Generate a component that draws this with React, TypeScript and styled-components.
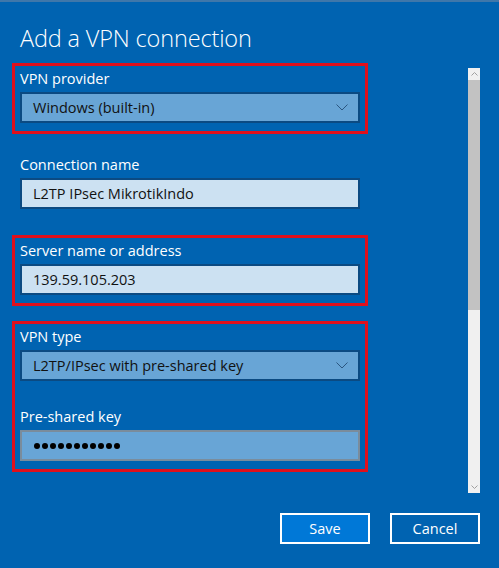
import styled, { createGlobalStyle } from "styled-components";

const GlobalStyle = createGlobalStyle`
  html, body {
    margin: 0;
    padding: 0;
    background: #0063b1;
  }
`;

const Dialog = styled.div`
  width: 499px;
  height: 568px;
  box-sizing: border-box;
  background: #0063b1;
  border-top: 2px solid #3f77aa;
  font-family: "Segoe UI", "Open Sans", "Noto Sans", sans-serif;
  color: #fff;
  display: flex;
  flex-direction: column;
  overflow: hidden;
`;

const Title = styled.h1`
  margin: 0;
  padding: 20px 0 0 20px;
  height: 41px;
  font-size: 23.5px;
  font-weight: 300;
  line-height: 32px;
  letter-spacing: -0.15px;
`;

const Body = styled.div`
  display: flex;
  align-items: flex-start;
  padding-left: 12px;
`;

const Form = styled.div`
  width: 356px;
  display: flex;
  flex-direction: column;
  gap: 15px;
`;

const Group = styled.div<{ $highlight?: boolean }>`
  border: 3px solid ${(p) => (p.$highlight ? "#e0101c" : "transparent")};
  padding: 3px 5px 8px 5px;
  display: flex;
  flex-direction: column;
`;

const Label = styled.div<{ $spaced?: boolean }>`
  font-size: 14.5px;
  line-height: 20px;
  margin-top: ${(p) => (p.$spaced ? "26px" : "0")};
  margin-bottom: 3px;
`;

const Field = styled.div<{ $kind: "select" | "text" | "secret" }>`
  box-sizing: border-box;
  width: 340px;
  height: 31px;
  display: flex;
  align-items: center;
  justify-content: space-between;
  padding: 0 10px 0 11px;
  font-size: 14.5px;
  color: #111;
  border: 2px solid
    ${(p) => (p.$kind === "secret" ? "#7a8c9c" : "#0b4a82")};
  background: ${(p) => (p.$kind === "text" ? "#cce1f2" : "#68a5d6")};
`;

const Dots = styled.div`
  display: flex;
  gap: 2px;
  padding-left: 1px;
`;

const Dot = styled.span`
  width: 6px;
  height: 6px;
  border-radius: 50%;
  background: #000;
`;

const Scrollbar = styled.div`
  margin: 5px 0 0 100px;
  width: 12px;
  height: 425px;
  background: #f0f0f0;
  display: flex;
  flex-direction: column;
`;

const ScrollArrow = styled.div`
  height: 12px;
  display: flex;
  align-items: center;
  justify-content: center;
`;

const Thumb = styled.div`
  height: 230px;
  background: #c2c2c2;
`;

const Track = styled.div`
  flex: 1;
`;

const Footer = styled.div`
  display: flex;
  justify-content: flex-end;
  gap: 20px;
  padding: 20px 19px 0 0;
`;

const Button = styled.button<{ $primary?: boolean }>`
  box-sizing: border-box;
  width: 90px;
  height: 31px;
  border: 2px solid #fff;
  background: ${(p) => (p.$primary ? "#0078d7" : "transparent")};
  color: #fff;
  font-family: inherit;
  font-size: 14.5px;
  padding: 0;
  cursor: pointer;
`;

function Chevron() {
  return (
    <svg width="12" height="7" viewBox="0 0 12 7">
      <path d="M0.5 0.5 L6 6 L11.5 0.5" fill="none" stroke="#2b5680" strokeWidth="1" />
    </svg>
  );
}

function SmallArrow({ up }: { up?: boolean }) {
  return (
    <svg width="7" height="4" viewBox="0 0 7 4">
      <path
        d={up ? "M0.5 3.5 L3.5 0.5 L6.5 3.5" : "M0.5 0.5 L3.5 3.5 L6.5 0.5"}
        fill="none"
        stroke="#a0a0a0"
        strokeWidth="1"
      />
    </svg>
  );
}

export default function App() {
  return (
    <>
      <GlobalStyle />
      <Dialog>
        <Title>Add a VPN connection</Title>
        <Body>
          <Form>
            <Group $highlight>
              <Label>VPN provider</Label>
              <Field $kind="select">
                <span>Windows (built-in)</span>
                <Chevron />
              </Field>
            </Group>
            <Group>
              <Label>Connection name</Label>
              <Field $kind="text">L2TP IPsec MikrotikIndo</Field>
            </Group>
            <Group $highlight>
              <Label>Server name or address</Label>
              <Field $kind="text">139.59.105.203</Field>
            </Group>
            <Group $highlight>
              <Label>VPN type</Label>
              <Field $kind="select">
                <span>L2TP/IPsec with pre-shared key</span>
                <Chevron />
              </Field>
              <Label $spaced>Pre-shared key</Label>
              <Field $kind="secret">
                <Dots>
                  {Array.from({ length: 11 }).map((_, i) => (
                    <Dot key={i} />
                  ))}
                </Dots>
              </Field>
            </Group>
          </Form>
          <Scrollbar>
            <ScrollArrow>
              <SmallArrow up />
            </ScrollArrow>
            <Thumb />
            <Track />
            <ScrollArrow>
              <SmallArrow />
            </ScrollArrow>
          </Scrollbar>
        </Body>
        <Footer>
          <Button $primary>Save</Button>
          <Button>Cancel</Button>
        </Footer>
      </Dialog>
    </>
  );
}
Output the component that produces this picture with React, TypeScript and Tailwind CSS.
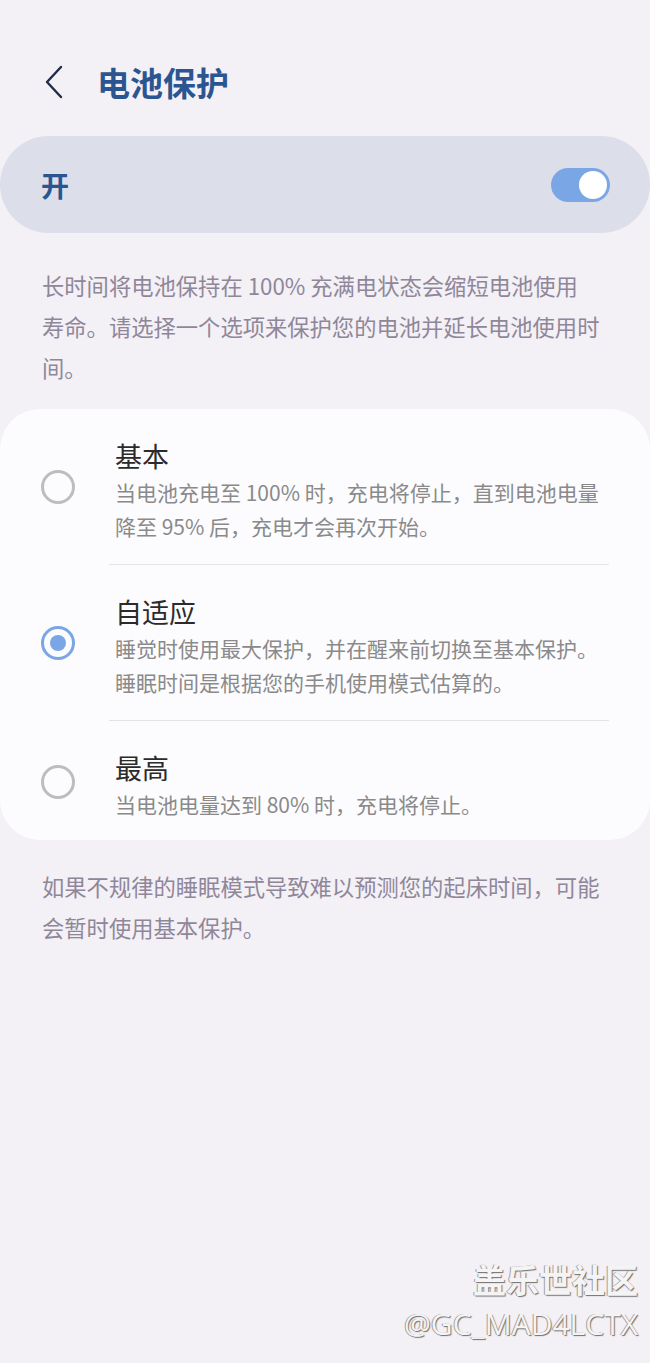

→ Exercise instructions:
The records above are to be reproduced exactly; the pictures are to be left out.

→ Task solution:
Generate a component that draws this with React, TypeScript and styled-components.
import styled, { createGlobalStyle } from "styled-components";

const GlobalStyle = createGlobalStyle`
  html, body {
    margin: 0;
    padding: 0;
    background: #0063b1;
  }
`;

const Dialog = styled.div`
  width: 499px;
  height: 568px;
  box-sizing: border-box;
  background: #0063b1;
  border-top: 2px solid #3f77aa;
  font-family: "Segoe UI", "Open Sans", "Noto Sans", sans-serif;
  color: #fff;
  display: flex;
  flex-direction: column;
  overflow: hidden;
`;

const Title = styled.h1`
  margin: 0;
  padding: 20px 0 0 20px;
  height: 41px;
  font-size: 23.5px;
  font-weight: 300;
  line-height: 32px;
  letter-spacing: -0.15px;
`;

const Body = styled.div`
  display: flex;
  align-items: flex-start;
  padding-left: 12px;
`;

const Form = styled.div`
  width: 356px;
  display: flex;
  flex-direction: column;
  gap: 15px;
`;

const Group = styled.div<{ $highlight?: boolean }>`
  border: 3px solid ${(p) => (p.$highlight ? "#e0101c" : "transparent")};
  padding: 3px 5px 8px 5px;
  display: flex;
  flex-direction: column;
`;

const Label = styled.div<{ $spaced?: boolean }>`
  font-size: 14.5px;
  line-height: 20px;
  margin-top: ${(p) => (p.$spaced ? "26px" : "0")};
  margin-bottom: 3px;
`;

const Field = styled.div<{ $kind: "select" | "text" | "secret" }>`
  box-sizing: border-box;
  width: 340px;
  height: 31px;
  display: flex;
  align-items: center;
  justify-content: space-between;
  padding: 0 10px 0 11px;
  font-size: 14.5px;
  color: #111;
  border: 2px solid
    ${(p) => (p.$kind === "secret" ? "#7a8c9c" : "#0b4a82")};
  background: ${(p) => (p.$kind === "text" ? "#cce1f2" : "#68a5d6")};
`;

const Dots = styled.div`
  display: flex;
  gap: 2px;
  padding-left: 1px;
`;

const Dot = styled.span`
  width: 6px;
  height: 6px;
  border-radius: 50%;
  background: #000;
`;

const Scrollbar = styled.div`
  margin: 5px 0 0 100px;
  width: 12px;
  height: 425px;
  background: #f0f0f0;
  display: flex;
  flex-direction: column;
`;

const ScrollArrow = styled.div`
  height: 12px;
  display: flex;
  align-items: center;
  justify-content: center;
`;

const Thumb = styled.div`
  height: 230px;
  background: #c2c2c2;
`;

const Track = styled.div`
  flex: 1;
`;

const Footer = styled.div`
  display: flex;
  justify-content: flex-end;
  gap: 20px;
  padding: 20px 19px 0 0;
`;

const Button = styled.button<{ $primary?: boolean }>`
  box-sizing: border-box;
  width: 90px;
  height: 31px;
  border: 2px solid #fff;
  background: ${(p) => (p.$primary ? "#0078d7" : "transparent")};
  color: #fff;
  font-family: inherit;
  font-size: 14.5px;
  padding: 0;
  cursor: pointer;
`;

function Chevron() {
  return (
    <svg width="12" height="7" viewBox="0 0 12 7">
      <path d="M0.5 0.5 L6 6 L11.5 0.5" fill="none" stroke="#2b5680" strokeWidth="1" />
    </svg>
  );
}

function SmallArrow({ up }: { up?: boolean }) {
  return (
    <svg width="7" height="4" viewBox="0 0 7 4">
      <path
        d={up ? "M0.5 3.5 L3.5 0.5 L6.5 3.5" : "M0.5 0.5 L3.5 3.5 L6.5 0.5"}
        fill="none"
        stroke="#a0a0a0"
        strokeWidth="1"
      />
    </svg>
  );
}

export default function App() {
  return (
    <>
      <GlobalStyle />
      <Dialog>
        <Title>Add a VPN connection</Title>
        <Body>
          <Form>
            <Group $highlight>
              <Label>VPN provider</Label>
              <Field $kind="select">
                <span>Windows (built-in)</span>
                <Chevron />
              </Field>
            </Group>
            <Group>
              <Label>Connection name</Label>
              <Field $kind="text">L2TP IPsec MikrotikIndo</Field>
            </Group>
            <Group $highlight>
              <Label>Server name or address</Label>
              <Field $kind="text">139.59.105.203</Field>
            </Group>
            <Group $highlight>
              <Label>VPN type</Label>
              <Field $kind="select">
                <span>L2TP/IPsec with pre-shared key</span>
                <Chevron />
              </Field>
              <Label $spaced>Pre-shared key</Label>
              <Field $kind="secret">
                <Dots>
                  {Array.from({ length: 11 }).map((_, i) => (
                    <Dot key={i} />
                  ))}
                </Dots>
              </Field>
            </Group>
          </Form>
          <Scrollbar>
            <ScrollArrow>
              <SmallArrow up />
            </ScrollArrow>
            <Thumb />
            <Track />
            <ScrollArrow>
              <SmallArrow />
            </ScrollArrow>
          </Scrollbar>
        </Body>
        <Footer>
          <Button $primary>Save</Button>
          <Button>Cancel</Button>
        </Footer>
      </Dialog>
    </>
  );
}
Output the component that produces this picture with React, TypeScript and Tailwind CSS.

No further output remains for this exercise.